What this task involves. Retype only what runs from the first line of the listing to the line holding "18, 19, 20];", both included. Do not retype the pictures.

Recorded information.
__________________________________________________
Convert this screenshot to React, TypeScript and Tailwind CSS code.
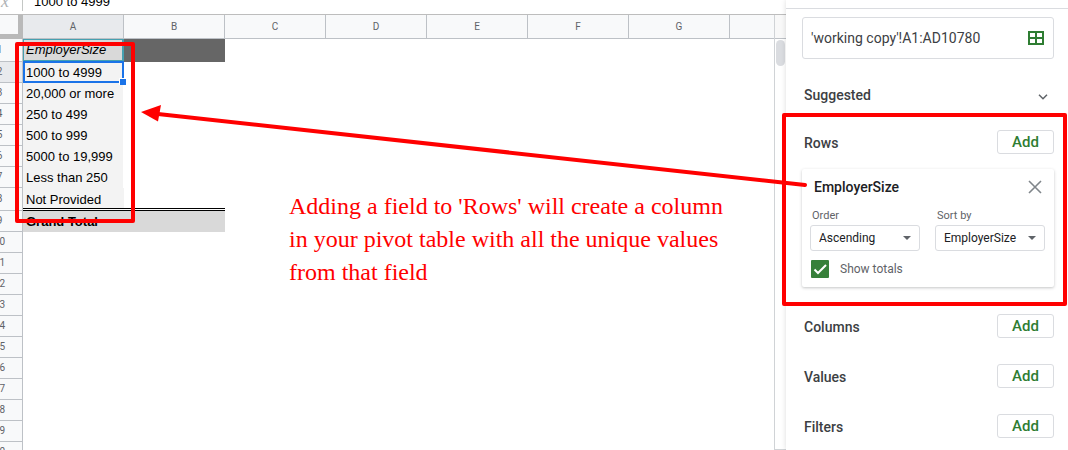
import React from "react";

const columns = ["A", "B", "C", "D", "E", "F", "G", "H"];

const values = [
  "1000 to 4999",
  "20,000 or more",
  "250 to 499",
  "500 to 999",
  "5000 to 19,999",
  "Less than 250",
  "Not Provided",
];

const emptyRows = [10, 11, 12, 13, 14, 15, 16, 17, 18, 19, 20];

function RowHeader({ n, active = false }: { n: number; active?: boolean }) {
  return (
    <th
      scope="row"
      className={`border-r border-b border-[#bdc1c6] p-0 text-center align-middle text-[10px] leading-3 font-normal text-[#5f6368] ${
        active ? "bg-[#e8eaed]" : "bg-[#f8f9fa]"
      }`}
    >
      {n}
    </th>
  );
}

function Sheet() {
  return (
    <div className="flex min-h-0 flex-1">
      <div className="min-w-0 flex-1 overflow-hidden">
        <table className="-ml-[23px] w-[854px] table-fixed border-separate border-spacing-0 font-['Liberation_Sans',Arial,sans-serif] text-[13px] leading-4 text-black">
          <colgroup>
            <col className="w-[46px]" />
            {columns.map((c) => (
              <col key={c} className="w-[101px]" />
            ))}
          </colgroup>
          <thead className="font-[Roboto,sans-serif]">
            <tr className="h-6">
              <td className="border-r-[5px] border-b-[5px] border-[#b9b9b9] bg-[#f8f9fa] p-0" />
              {columns.map((c) => (
                <th
                  key={c}
                  scope="col"
                  className={`border-r border-b border-[#bdc1c6] p-0 text-center align-middle text-[10px] leading-3 font-normal text-[#5f6368] ${
                    c === "A" ? "bg-[#e8eaed]" : "bg-[#f8f9fa]"
                  }`}
                >
                  {c}
                </th>
              ))}
            </tr>
          </thead>
          <tbody className="[&_th]:font-[Roboto,sans-serif]">
            <tr className="h-[23px]">
              <RowHeader n={1} />
              <td className="border border-r-2 border-b-2 border-[#46a0b0] bg-[#d9d9d9] px-0.5 py-0 align-middle italic">
                EmployerSize
              </td>
              <td className="bg-[#666666] p-0" />
              <td colSpan={6} className="p-0" />
            </tr>
            {values.map((value, i) => (
              <tr key={value} className={i === 6 ? "h-[23px]" : "h-[21px]"}>
                <RowHeader n={i + 2} active={i === 0} />
                <td
                  className={`relative bg-[#f3f3f3] bg-clip-padding px-[3px] py-0 ${
                    i === 6
                      ? "border-b-[3px] border-double border-black align-bottom"
                      : "border-r border-r-transparent align-middle"
                  }`}
                >
                  {value}
                  {i === 0 && (
                    <span className="absolute -top-px -right-px bottom-0 left-0 border-2 border-[#1a73e8]">
                      <span className="absolute -right-1 -bottom-1 z-10 size-[7px] border-t border-l border-white bg-[#1a73e8]" />
                    </span>
                  )}
                </td>
                <td className={i === 6 ? "border-b-[3px] border-double border-black p-0" : "p-0"} />
                <td colSpan={6} className="p-0" />
              </tr>
            ))}
            <tr className="h-[21px]">
              <RowHeader n={9} />
              <td className="bg-[#d9d9d9] px-[3px] py-0 align-middle font-bold">Grand Total</td>
              <td className="bg-[#d9d9d9] p-0" />
              <td colSpan={6} className="p-0" />
            </tr>
            {emptyRows.map((n) => (
              <tr key={n} className="h-[21px]">
                <RowHeader n={n} />
                <td colSpan={8} className="p-0" />
              </tr>
            ))}
          </tbody>
        </table>
      </div>
      <div className="w-3 shrink-0 border-b border-l border-[#d0d3d6]">
        <div className="h-6 border-b border-[#bdc1c6] bg-[#f8f8f8]" />
        <div className="mx-px mt-px h-[26px] rounded-full bg-[#dadce0]" />
      </div>
    </div>
  );
}

function FormulaBar() {
  return (
    <div className="flex h-[15px] shrink-0 items-end overflow-hidden border-b border-[#bdbdbd]">
      <div className="flex h-[26px] w-full items-center">
        <span className="-ml-2 flex h-5 w-[31px] items-center border-r border-[#c4c7c5] pl-1 font-['Liberation_Serif',serif] text-[18px] text-[#b0b3b6] italic">
          fx
        </span>
        <input
          aria-label="Formula"
          defaultValue="1000 to 4999"
          className="h-6 min-w-0 flex-1 pl-[11px] font-['Liberation_Sans',Arial,sans-serif] text-[13px] text-black outline-none"
        />
      </div>
    </div>
  );
}

function AddButton({ label }: { label: string }) {
  return (
    <button
      type="button"
      aria-label={`Add ${label}`}
      className="h-6 w-[57px] rounded-[3px] border border-[#dadce0] bg-white text-[15px] leading-5 font-medium text-[#2e7d32]"
    >
      Add
    </button>
  );
}

function Section({ title }: { title: string }) {
  return (
    <div className="flex h-6 items-center justify-between pl-0.5">
      <h2 className="pt-0.5 text-[14px] leading-5 font-medium text-[#3c4043]">{title}</h2>
      <AddButton label={title} />
    </div>
  );
}

function Dropdown({ id, label, value }: { id: string; label: string; value: string }) {
  return (
    <div className="flex w-[110px] flex-col gap-px">
      <label htmlFor={id} className="pt-0.5 pl-0.5 text-[11px] leading-4 text-[#5f6368]">
        {label}
      </label>
      <div className="relative">
        <select
          id={id}
          className="block h-[26px] w-full appearance-none rounded-[3px] border border-[#dadce0] bg-white pl-2 text-[12px] text-[#202124]"
        >
          <option>{value}</option>
        </select>
        <svg viewBox="0 0 8 4" className="pointer-events-none absolute top-[11px] right-[9px] h-1 w-2 fill-[#5f6368]">
          <path d="M0 0h8L4 4z" />
        </svg>
      </div>
    </div>
  );
}

function Editor() {
  return (
    <aside className="z-10 flex w-[282px] shrink-0 flex-col overflow-hidden bg-white font-[Roboto,sans-serif] shadow-[0_0_5px_rgba(0,0,0,0.14)]">
      <div className="h-[9px] shrink-0 border-b border-[#dadce0]" />
      <div className="flex flex-col px-4 pt-2 pr-3.5">
        <div className="flex h-[42px] items-center justify-between rounded-[3px] border border-[#dadce0] pr-[9px] pl-2">
          <input
            aria-label="Data range"
            defaultValue="'working copy'!A1:AD10780"
            className="h-6 min-w-0 flex-1 text-[14px] text-[#3c4043] outline-none"
          />
          <button type="button" aria-label="Select data range">
            <svg viewBox="0 0 16 14" className="h-3.5 w-4 fill-none stroke-[#2e7d32] stroke-2">
              <path d="M1 1h14v12H1zM8 1v12M1 7h14" />
            </svg>
          </button>
        </div>

        <div className="mt-6 flex h-6 items-center justify-between pr-1.5 pl-0.5">
          <h2 className="text-[14px] leading-5 font-medium text-[#3c4043]">Suggested</h2>
          <button type="button" aria-label="Expand suggested" className="pt-1">
            <svg viewBox="0 0 10 6" className="h-1.5 w-2.5 fill-none stroke-[#5f6368] stroke-[1.5]">
              <path d="M1 .8 5 4.8 9 .8" />
            </svg>
          </button>
        </div>

        <div className="mt-[23px]">
          <Section title="Rows" />
          <div className="mt-[15px] h-[118px] rounded-[2px] pr-[9px] pl-2 shadow-[0_1px_3px_rgba(60,64,67,0.3)]">
            <div className="flex h-9 items-center justify-between pr-[3px] pl-1">
              <h3 className="text-[14px] leading-5 font-medium text-[#202124]">EmployerSize</h3>
              <button type="button" aria-label="Remove EmployerSize">
                <svg viewBox="0 0 14 14" className="size-3.5 fill-none stroke-[#80868b] stroke-[1.6]">
                  <path d="M1 1l12 12M13 1L1 13" />
                </svg>
              </button>
            </div>
            <div className="mt-px flex justify-between">
              <Dropdown id="order" label="Order" value="Ascending" />
              <Dropdown id="sort" label="Sort by" value="EmployerSize" />
            </div>
            <label className="relative mt-[9px] ml-px flex items-center gap-[11px] text-[12px] leading-4 text-[#5f6368]">
              <input
                type="checkbox"
                defaultChecked
                className="size-[18px] appearance-none rounded-[1px] bg-white checked:bg-[#37803a]"
              />
              <svg viewBox="0 0 18 18" className="pointer-events-none absolute left-0 size-[18px] fill-none stroke-white stroke-2">
                <path d="M3.5 9.5 7 13 15 5" />
              </svg>
              Show totals
            </label>
          </div>
        </div>

        <div className="mt-[27px] flex flex-col gap-[26px]">
          <Section title="Columns" />
          <Section title="Values" />
          <Section title="Filters" />
        </div>
      </div>
    </aside>
  );
}

function Annotations() {
  return (
    <div className="pointer-events-none absolute inset-0 z-20">
      <svg className="absolute inset-0 size-full fill-none stroke-[#ff0000] stroke-4" strokeLinejoin="round">
        <rect x="17" y="44" width="116" height="177" />
        <rect x="784" y="115" width="281" height="189" />
        <path d="M805 185 158 114" strokeLinecap="round" />
        <path d="M141 112 161 105 158 121.5Z" className="fill-[#ff0000] stroke-none" />
      </svg>
      <p className="absolute top-[190px] left-[289px] w-[450px] font-['Liberation_Serif','Times_New_Roman',serif] text-[24px] leading-[33px] text-[#ff0000]">
        Adding a field to 'Rows' will create a column in your pivot table with all the unique values from that field
      </p>
    </div>
  );
}

export default function App() {
  return (
    <div className="relative flex h-screen w-full overflow-hidden bg-white">
      <main className="flex min-w-0 flex-1 flex-col">
        <FormulaBar />
        <Sheet />
      </main>
      <Editor />
      <Annotations />
    </div>
  );
}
__________________________________________________
Result of the task.
Convert this screenshot to React, TypeScript and Tailwind CSS code.
import React from "react";

const columns = ["A", "B", "C", "D", "E", "F", "G", "H"];

const values = [
  "1000 to 4999",
  "20,000 or more",
  "250 to 499",
  "500 to 999",
  "5000 to 19,999",
  "Less than 250",
  "Not Provided",
];

const emptyRows = [10, 11, 12, 13, 14, 15, 16, 17, 18, 19, 20];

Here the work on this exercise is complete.